• [Prompt] Skip all pictures, then print the remaining material exactly.
** Start **
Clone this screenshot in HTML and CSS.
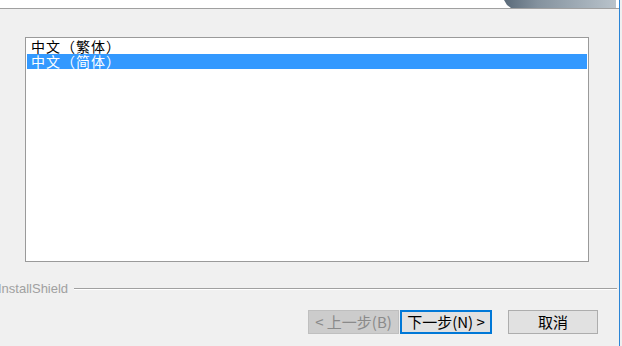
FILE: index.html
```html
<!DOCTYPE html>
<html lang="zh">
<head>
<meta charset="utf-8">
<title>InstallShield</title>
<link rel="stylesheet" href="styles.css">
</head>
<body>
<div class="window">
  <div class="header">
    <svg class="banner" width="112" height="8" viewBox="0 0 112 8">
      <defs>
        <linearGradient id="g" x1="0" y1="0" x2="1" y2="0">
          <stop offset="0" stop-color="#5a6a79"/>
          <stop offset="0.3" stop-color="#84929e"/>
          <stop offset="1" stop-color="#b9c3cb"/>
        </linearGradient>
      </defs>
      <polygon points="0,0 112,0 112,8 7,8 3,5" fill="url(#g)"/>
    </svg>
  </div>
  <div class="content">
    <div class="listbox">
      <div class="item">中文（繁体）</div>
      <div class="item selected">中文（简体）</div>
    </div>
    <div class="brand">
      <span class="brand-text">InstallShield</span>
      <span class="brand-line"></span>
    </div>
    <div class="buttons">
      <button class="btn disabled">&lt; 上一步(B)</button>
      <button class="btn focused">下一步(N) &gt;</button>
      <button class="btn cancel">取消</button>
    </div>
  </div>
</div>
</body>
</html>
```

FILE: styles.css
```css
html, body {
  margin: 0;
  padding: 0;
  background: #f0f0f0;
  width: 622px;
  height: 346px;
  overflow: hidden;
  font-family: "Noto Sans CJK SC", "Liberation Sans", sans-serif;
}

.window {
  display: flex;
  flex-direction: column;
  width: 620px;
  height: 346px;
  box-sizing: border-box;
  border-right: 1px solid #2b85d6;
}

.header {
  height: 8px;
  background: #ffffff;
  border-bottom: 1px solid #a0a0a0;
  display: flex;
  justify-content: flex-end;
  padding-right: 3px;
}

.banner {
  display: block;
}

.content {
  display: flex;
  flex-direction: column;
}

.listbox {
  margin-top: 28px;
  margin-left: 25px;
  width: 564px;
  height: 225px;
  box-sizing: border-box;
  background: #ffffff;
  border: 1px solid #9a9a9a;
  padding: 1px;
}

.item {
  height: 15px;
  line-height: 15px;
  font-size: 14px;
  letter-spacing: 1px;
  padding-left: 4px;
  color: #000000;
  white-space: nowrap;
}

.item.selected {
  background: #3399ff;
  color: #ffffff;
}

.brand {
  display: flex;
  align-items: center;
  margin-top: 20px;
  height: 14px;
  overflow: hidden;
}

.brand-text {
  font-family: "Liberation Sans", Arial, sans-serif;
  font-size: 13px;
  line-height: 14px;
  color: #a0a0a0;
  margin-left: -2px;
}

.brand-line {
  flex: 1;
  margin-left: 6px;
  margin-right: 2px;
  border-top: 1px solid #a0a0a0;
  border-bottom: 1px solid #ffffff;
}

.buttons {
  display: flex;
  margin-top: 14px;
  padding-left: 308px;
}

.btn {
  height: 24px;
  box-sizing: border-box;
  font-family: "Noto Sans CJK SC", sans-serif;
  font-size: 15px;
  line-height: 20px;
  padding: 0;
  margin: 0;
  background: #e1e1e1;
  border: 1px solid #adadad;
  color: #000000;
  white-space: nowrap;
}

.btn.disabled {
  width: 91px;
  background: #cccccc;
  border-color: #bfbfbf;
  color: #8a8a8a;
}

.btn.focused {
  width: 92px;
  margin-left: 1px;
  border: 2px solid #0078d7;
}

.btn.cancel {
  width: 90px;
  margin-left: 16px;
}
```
** End **
• [Completed exercise]
Clone this screenshot in HTML and CSS.
FILE: index.html
```html
<!DOCTYPE html>
<html lang="zh">
<head>
<meta charset="utf-8">
<title>InstallShield</title>
<link rel="stylesheet" href="styles.css">
</head>
<body>
<div class="window">
  <div class="header">
    <svg class="banner" width="112" height="8" viewBox="0 0 112 8">
      <defs>
        <linearGradient id="g" x1="0" y1="0" x2="1" y2="0">
          <stop offset="0" stop-color="#5a6a79"/>
          <stop offset="0.3" stop-color="#84929e"/>
          <stop offset="1" stop-color="#b9c3cb"/>
        </linearGradient>
      </defs>
      <polygon points="0,0 112,0 112,8 7,8 3,5" fill="url(#g)"/>
    </svg>
  </div>
  <div class="content">
    <div class="listbox">
      <div class="item">中文（繁体）</div>
      <div class="item selected">中文（简体）</div>
    </div>
    <div class="brand">
      <span class="brand-text">InstallShield</span>
      <span class="brand-line"></span>
    </div>
    <div class="buttons">
      <button class="btn disabled">&lt; 上一步(B)</button>
      <button class="btn focused">下一步(N) &gt;</button>
      <button class="btn cancel">取消</button>
    </div>
  </div>
</div>
</body>
</html>
```

FILE: styles.css
```css
html, body {
  margin: 0;
  padding: 0;
  background: #f0f0f0;
  width: 622px;
  height: 346px;
  overflow: hidden;
  font-family: "Noto Sans CJK SC", "Liberation Sans", sans-serif;
}

.window {
  display: flex;
  flex-direction: column;
  width: 620px;
  height: 346px;
  box-sizing: border-box;
  border-right: 1px solid #2b85d6;
}

.header {
  height: 8px;
  background: #ffffff;
  border-bottom: 1px solid #a0a0a0;
  display: flex;
  justify-content: flex-end;
  padding-right: 3px;
}

.banner {
  display: block;
}

.content {
  display: flex;
  flex-direction: column;
}

.listbox {
  margin-top: 28px;
  margin-left: 25px;
  width: 564px;
  height: 225px;
  box-sizing: border-box;
  background: #ffffff;
  border: 1px solid #9a9a9a;
  padding: 1px;
}

.item {
  height: 15px;
  line-height: 15px;
  font-size: 14px;
  letter-spacing: 1px;
  padding-left: 4px;
  color: #000000;
  white-space: nowrap;
}

.item.selected {
  background: #3399ff;
  color: #ffffff;
}

.brand {
  display: flex;
  align-items: center;
  margin-top: 20px;
  height: 14px;
  overflow: hidden;
}

.brand-text {
  font-family: "Liberation Sans", Arial, sans-serif;
  font-size: 13px;
  line-height: 14px;
  color: #a0a0a0;
  margin-left: -2px;
}

.brand-line {
  flex: 1;
  margin-left: 6px;
  margin-right: 2px;
  border-top: 1px solid #a0a0a0;
  border-bottom: 1px solid #ffffff;
}

.buttons {
  display: flex;
  margin-top: 14px;
  padding-left: 308px;
}

.btn {
  height: 24px;
  box-sizing: border-box;
  font-family: "Noto Sans CJK SC", sans-serif;
  font-size: 15px;
  line-height: 20px;
  padding: 0;
  margin: 0;
  background: #e1e1e1;
  border: 1px solid #adadad;
  color: #000000;
  white-space: nowrap;
}

.btn.disabled {
  width: 91px;
  background: #cccccc;
  border-color: #bfbfbf;
  color: #8a8a8a;
}

.btn.focused {
  width: 92px;
  margin-left: 1px;
  border: 2px solid #0078d7;
}

.btn.cancel {
  width: 90px;
  margin-left: 16px;
}
```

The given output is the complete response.